* Work instructions:
Give only the number of lines that include the string "index".

--- start Data provided ---

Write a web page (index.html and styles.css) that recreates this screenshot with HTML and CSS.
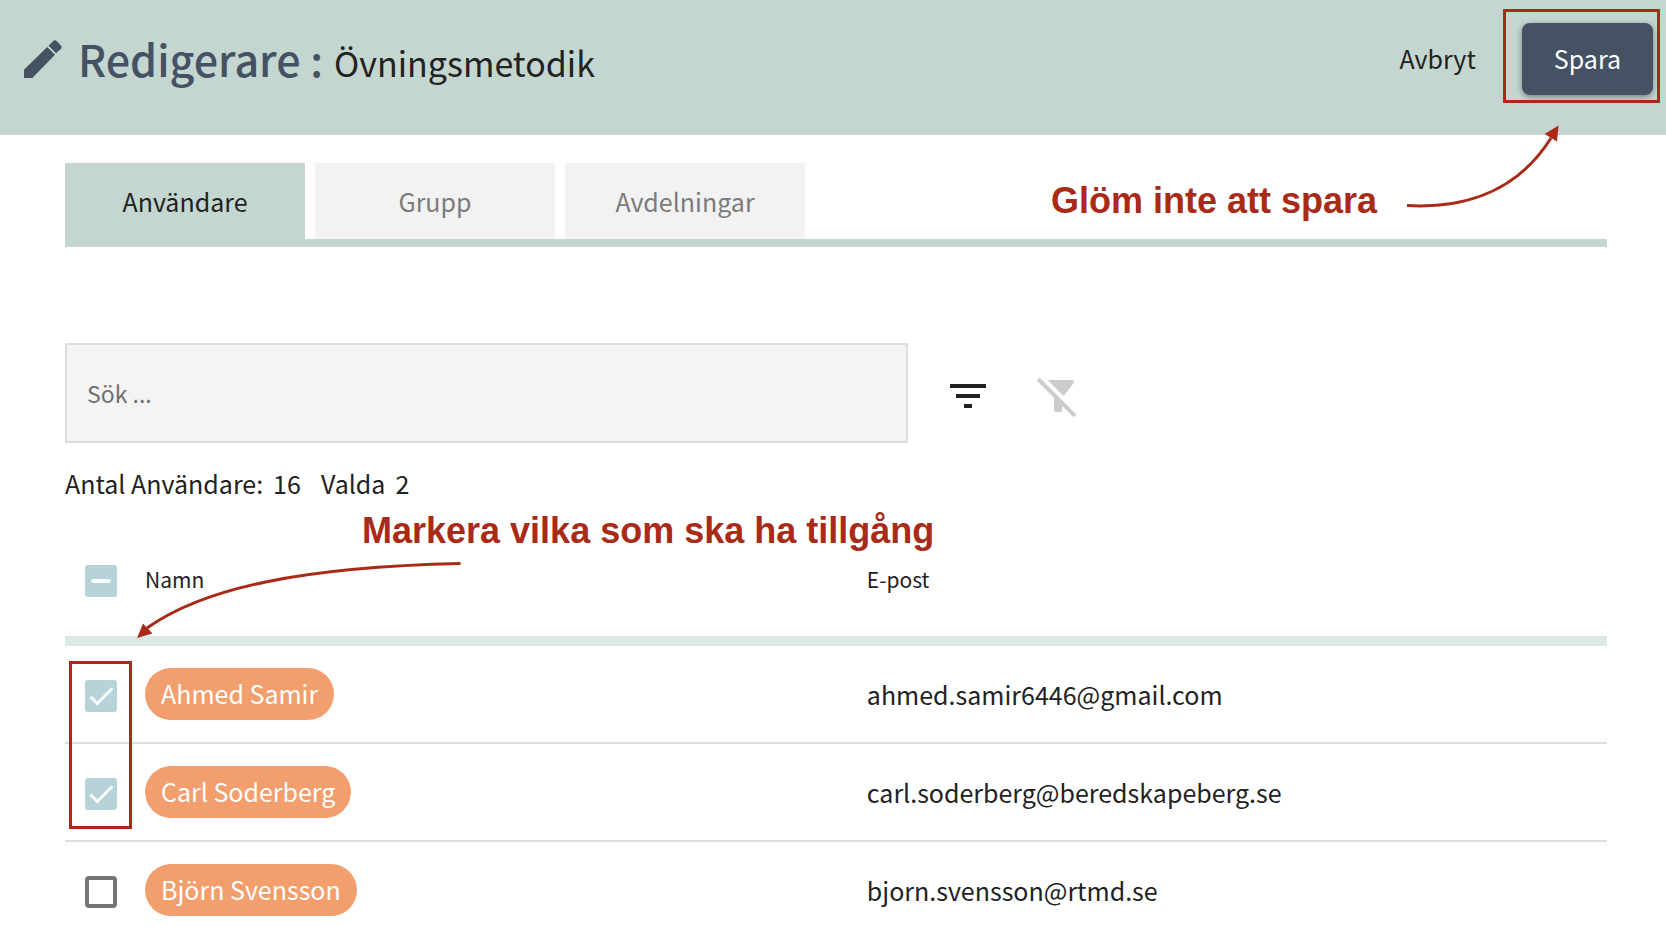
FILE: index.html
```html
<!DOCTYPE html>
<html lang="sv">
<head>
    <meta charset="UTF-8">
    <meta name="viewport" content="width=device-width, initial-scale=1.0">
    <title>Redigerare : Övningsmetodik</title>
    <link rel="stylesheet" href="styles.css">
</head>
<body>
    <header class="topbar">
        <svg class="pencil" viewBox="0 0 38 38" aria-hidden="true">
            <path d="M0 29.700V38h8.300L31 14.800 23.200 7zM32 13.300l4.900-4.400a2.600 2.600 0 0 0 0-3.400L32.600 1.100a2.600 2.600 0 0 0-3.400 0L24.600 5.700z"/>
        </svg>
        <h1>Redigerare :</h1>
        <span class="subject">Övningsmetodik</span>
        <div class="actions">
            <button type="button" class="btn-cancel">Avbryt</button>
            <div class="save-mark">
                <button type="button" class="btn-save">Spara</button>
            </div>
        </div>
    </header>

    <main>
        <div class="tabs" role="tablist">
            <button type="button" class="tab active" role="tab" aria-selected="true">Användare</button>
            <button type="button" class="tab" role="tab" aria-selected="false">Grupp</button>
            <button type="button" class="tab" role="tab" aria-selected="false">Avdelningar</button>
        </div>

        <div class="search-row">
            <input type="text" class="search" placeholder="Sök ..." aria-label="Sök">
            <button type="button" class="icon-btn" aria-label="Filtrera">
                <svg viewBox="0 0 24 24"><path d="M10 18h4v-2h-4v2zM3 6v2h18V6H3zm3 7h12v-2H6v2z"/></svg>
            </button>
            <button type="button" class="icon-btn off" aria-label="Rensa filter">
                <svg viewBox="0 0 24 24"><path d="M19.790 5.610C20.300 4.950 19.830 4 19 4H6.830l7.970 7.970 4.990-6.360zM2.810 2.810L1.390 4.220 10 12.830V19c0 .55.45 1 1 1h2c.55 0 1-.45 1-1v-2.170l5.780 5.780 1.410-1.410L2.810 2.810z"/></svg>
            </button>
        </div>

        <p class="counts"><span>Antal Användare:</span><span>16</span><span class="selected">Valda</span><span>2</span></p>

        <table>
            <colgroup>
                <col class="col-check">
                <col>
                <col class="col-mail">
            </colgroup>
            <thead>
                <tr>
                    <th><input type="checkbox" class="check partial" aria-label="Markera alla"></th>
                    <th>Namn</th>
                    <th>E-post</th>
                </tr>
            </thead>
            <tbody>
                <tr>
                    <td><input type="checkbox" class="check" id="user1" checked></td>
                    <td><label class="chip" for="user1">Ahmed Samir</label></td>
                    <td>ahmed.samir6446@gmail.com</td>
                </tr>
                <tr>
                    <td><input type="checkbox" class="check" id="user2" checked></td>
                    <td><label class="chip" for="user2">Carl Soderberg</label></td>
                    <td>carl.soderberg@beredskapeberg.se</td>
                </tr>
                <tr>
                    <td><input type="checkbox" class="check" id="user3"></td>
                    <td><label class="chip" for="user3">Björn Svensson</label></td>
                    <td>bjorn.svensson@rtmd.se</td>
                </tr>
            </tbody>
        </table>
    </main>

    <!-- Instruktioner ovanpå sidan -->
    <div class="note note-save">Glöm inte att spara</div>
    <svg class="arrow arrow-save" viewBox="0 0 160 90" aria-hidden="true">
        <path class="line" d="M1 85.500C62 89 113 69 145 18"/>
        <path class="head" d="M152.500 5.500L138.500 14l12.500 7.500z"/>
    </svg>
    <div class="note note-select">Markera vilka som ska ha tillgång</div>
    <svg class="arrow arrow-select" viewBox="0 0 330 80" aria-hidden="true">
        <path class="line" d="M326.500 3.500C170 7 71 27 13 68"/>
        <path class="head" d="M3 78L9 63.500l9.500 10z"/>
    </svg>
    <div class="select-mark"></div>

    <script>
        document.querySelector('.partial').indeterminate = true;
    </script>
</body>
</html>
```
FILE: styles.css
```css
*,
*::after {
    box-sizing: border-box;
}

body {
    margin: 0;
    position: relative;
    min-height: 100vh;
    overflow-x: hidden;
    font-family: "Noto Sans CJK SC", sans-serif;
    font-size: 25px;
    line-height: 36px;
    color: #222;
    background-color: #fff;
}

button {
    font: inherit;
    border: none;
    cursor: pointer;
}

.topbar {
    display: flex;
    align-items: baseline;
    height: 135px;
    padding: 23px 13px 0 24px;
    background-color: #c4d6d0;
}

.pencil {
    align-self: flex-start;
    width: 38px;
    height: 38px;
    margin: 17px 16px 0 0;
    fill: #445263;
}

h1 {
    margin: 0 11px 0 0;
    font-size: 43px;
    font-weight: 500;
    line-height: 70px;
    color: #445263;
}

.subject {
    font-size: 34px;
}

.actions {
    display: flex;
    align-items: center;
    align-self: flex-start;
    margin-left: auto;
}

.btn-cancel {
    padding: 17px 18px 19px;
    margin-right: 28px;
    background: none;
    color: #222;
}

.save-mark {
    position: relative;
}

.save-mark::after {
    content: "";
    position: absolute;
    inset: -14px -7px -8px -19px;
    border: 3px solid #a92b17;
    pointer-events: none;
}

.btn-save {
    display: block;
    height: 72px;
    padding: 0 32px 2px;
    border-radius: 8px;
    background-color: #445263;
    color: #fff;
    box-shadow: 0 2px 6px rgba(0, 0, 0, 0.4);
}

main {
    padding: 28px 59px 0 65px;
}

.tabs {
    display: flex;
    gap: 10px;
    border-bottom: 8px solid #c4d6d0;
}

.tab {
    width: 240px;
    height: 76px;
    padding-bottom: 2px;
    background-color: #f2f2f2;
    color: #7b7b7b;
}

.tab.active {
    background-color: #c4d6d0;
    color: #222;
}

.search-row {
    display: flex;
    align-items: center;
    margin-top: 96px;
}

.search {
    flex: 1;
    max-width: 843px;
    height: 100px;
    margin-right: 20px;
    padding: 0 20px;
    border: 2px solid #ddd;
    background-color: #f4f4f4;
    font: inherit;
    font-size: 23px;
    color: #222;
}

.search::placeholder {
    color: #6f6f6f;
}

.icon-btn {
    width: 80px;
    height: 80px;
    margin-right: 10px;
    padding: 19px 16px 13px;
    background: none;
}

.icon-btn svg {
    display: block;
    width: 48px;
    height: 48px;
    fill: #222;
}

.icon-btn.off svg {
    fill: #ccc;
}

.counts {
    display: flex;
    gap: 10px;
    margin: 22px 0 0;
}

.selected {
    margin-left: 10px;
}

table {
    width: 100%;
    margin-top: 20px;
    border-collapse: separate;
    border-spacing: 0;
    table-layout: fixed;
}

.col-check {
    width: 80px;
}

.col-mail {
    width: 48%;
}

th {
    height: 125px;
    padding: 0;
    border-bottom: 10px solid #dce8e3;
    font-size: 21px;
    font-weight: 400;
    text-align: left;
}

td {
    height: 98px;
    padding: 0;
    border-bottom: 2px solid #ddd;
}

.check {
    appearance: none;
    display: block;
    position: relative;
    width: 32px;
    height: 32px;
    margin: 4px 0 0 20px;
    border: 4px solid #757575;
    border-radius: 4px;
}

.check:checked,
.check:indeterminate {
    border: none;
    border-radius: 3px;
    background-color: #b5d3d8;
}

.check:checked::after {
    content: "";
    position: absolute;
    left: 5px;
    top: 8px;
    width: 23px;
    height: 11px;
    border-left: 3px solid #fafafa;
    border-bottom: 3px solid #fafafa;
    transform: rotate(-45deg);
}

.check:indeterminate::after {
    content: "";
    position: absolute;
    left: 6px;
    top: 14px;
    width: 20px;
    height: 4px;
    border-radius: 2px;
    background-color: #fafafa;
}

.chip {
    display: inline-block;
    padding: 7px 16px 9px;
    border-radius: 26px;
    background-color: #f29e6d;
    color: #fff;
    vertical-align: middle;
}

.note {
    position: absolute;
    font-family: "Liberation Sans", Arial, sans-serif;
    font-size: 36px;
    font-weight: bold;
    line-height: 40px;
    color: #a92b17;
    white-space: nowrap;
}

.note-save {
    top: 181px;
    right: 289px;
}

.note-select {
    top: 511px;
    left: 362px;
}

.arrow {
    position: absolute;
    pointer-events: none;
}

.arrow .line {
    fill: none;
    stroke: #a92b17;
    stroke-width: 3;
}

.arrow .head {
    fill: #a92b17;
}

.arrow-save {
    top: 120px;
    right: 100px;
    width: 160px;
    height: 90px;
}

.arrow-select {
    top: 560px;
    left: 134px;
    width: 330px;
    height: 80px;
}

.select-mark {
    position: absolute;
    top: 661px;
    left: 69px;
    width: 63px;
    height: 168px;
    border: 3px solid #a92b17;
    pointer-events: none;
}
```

--- end Data provided ---

* Written reply:
2